Problem to solve » Skip all pictures, then print the remaining material exactly.

Data section »
--
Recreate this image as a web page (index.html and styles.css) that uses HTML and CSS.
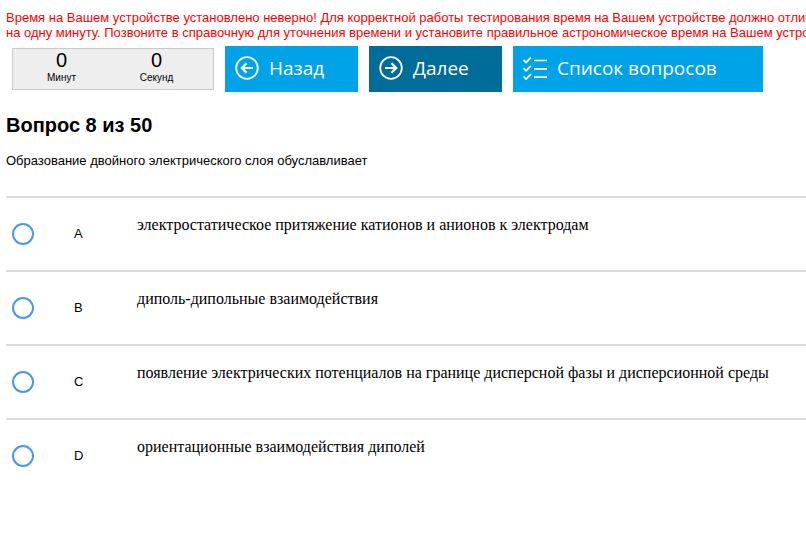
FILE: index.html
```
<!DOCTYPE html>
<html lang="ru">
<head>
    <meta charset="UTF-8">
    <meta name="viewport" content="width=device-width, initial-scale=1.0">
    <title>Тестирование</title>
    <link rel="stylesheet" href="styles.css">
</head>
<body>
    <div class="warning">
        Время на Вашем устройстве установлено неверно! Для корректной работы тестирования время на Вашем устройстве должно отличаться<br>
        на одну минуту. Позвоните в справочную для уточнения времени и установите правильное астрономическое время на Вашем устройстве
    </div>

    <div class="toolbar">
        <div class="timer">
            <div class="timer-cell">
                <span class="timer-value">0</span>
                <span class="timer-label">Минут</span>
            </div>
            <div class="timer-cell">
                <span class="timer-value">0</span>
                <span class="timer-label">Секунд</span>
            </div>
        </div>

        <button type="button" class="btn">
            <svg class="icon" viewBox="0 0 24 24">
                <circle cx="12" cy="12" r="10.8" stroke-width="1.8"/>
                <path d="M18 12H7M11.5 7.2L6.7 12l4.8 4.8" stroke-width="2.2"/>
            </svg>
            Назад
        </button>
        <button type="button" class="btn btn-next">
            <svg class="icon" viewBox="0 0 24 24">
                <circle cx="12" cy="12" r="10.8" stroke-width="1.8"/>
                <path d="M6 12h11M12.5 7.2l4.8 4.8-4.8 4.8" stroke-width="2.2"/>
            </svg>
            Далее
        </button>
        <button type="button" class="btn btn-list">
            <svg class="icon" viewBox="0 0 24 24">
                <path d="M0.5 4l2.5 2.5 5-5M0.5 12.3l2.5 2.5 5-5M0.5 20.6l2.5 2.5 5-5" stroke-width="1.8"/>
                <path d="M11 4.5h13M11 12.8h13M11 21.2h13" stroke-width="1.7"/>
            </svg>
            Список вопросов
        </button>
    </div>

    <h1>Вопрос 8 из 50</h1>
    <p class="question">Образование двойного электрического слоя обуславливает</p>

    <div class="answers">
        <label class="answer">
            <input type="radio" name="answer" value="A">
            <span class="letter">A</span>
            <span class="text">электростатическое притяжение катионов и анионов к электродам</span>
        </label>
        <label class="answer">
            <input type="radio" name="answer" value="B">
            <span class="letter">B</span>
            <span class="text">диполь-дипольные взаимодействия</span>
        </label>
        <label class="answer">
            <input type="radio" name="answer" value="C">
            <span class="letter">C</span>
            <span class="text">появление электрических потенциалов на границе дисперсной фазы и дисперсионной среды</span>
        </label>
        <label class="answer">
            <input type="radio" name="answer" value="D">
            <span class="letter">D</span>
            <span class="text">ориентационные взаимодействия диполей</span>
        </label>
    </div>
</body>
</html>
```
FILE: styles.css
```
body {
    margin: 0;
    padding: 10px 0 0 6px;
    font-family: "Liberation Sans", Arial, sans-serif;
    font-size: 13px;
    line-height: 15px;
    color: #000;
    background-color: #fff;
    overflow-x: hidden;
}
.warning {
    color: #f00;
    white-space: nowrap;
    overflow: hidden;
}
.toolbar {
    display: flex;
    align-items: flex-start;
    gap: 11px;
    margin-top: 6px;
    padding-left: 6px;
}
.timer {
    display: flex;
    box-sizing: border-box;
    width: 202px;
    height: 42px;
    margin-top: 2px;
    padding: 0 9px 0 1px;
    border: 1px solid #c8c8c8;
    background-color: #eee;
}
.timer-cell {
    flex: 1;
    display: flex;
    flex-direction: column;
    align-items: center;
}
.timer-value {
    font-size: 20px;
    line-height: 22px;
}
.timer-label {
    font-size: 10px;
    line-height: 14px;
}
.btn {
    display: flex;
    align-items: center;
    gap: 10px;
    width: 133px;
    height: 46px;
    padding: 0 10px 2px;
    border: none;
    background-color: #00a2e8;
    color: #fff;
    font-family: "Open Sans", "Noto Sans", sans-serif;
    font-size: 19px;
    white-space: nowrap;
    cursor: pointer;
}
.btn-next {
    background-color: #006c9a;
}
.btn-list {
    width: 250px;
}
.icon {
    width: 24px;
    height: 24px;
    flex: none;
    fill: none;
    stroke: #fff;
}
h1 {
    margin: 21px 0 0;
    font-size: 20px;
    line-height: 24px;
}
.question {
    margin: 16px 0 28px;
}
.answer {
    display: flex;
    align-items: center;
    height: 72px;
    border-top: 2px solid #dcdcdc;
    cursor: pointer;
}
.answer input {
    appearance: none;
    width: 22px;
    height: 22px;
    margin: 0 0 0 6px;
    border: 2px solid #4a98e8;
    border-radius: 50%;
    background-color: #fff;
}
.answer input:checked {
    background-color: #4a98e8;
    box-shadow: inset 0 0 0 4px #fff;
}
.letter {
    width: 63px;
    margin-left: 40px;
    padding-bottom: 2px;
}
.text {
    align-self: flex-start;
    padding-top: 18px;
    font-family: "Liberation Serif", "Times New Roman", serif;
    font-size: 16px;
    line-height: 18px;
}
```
--
Answer for this exercise »
Recreate this image as a web page (index.html and styles.css) that uses HTML and CSS.
FILE: index.html
```
<!DOCTYPE html>
<html lang="ru">
<head>
    <meta charset="UTF-8">
    <meta name="viewport" content="width=device-width, initial-scale=1.0">
    <title>Тестирование</title>
    <link rel="stylesheet" href="styles.css">
</head>
<body>
    <div class="warning">
        Время на Вашем устройстве установлено неверно! Для корректной работы тестирования время на Вашем устройстве должно отличаться<br>
        на одну минуту. Позвоните в справочную для уточнения времени и установите правильное астрономическое время на Вашем устройстве
    </div>

    <div class="toolbar">
        <div class="timer">
            <div class="timer-cell">
                <span class="timer-value">0</span>
                <span class="timer-label">Минут</span>
            </div>
            <div class="timer-cell">
                <span class="timer-value">0</span>
                <span class="timer-label">Секунд</span>
            </div>
        </div>

        <button type="button" class="btn">
            <svg class="icon" viewBox="0 0 24 24">
                <circle cx="12" cy="12" r="10.8" stroke-width="1.8"/>
                <path d="M18 12H7M11.5 7.2L6.7 12l4.8 4.8" stroke-width="2.2"/>
            </svg>
            Назад
        </button>
        <button type="button" class="btn btn-next">
            <svg class="icon" viewBox="0 0 24 24">
                <circle cx="12" cy="12" r="10.8" stroke-width="1.8"/>
                <path d="M6 12h11M12.5 7.2l4.8 4.8-4.8 4.8" stroke-width="2.2"/>
            </svg>
            Далее
        </button>
        <button type="button" class="btn btn-list">
            <svg class="icon" viewBox="0 0 24 24">
                <path d="M0.5 4l2.5 2.5 5-5M0.5 12.3l2.5 2.5 5-5M0.5 20.6l2.5 2.5 5-5" stroke-width="1.8"/>
                <path d="M11 4.5h13M11 12.8h13M11 21.2h13" stroke-width="1.7"/>
            </svg>
            Список вопросов
        </button>
    </div>

    <h1>Вопрос 8 из 50</h1>
    <p class="question">Образование двойного электрического слоя обуславливает</p>

    <div class="answers">
        <label class="answer">
            <input type="radio" name="answer" value="A">
            <span class="letter">A</span>
            <span class="text">электростатическое притяжение катионов и анионов к электродам</span>
        </label>
        <label class="answer">
            <input type="radio" name="answer" value="B">
            <span class="letter">B</span>
            <span class="text">диполь-дипольные взаимодействия</span>
        </label>
        <label class="answer">
            <input type="radio" name="answer" value="C">
            <span class="letter">C</span>
            <span class="text">появление электрических потенциалов на границе дисперсной фазы и дисперсионной среды</span>
        </label>
        <label class="answer">
            <input type="radio" name="answer" value="D">
            <span class="letter">D</span>
            <span class="text">ориентационные взаимодействия диполей</span>
        </label>
    </div>
</body>
</html>
```
FILE: styles.css
```
body {
    margin: 0;
    padding: 10px 0 0 6px;
    font-family: "Liberation Sans", Arial, sans-serif;
    font-size: 13px;
    line-height: 15px;
    color: #000;
    background-color: #fff;
    overflow-x: hidden;
}
.warning {
    color: #f00;
    white-space: nowrap;
    overflow: hidden;
}
.toolbar {
    display: flex;
    align-items: flex-start;
    gap: 11px;
    margin-top: 6px;
    padding-left: 6px;
}
.timer {
    display: flex;
    box-sizing: border-box;
    width: 202px;
    height: 42px;
    margin-top: 2px;
    padding: 0 9px 0 1px;
    border: 1px solid #c8c8c8;
    background-color: #eee;
}
.timer-cell {
    flex: 1;
    display: flex;
    flex-direction: column;
    align-items: center;
}
.timer-value {
    font-size: 20px;
    line-height: 22px;
}
.timer-label {
    font-size: 10px;
    line-height: 14px;
}
.btn {
    display: flex;
    align-items: center;
    gap: 10px;
    width: 133px;
    height: 46px;
    padding: 0 10px 2px;
    border: none;
    background-color: #00a2e8;
    color: #fff;
    font-family: "Open Sans", "Noto Sans", sans-serif;
    font-size: 19px;
    white-space: nowrap;
    cursor: pointer;
}
.btn-next {
    background-color: #006c9a;
}
.btn-list {
    width: 250px;
}
.icon {
    width: 24px;
    height: 24px;
    flex: none;
    fill: none;
    stroke: #fff;
}
h1 {
    margin: 21px 0 0;
    font-size: 20px;
    line-height: 24px;
}
.question {
    margin: 16px 0 28px;
}
.answer {
    display: flex;
    align-items: center;
    height: 72px;
    border-top: 2px solid #dcdcdc;
    cursor: pointer;
}
.answer input {
    appearance: none;
    width: 22px;
    height: 22px;
    margin: 0 0 0 6px;
    border: 2px solid #4a98e8;
    border-radius: 50%;
    background-color: #fff;
}
.answer input:checked {
    background-color: #4a98e8;
    box-shadow: inset 0 0 0 4px #fff;
}
.letter {
    width: 63px;
    margin-left: 40px;
    padding-bottom: 2px;
}
.text {
    align-self: flex-start;
    padding-top: 18px;
    font-family: "Liberation Serif", "Times New Roman", serif;
    font-size: 16px;
    line-height: 18px;
}
```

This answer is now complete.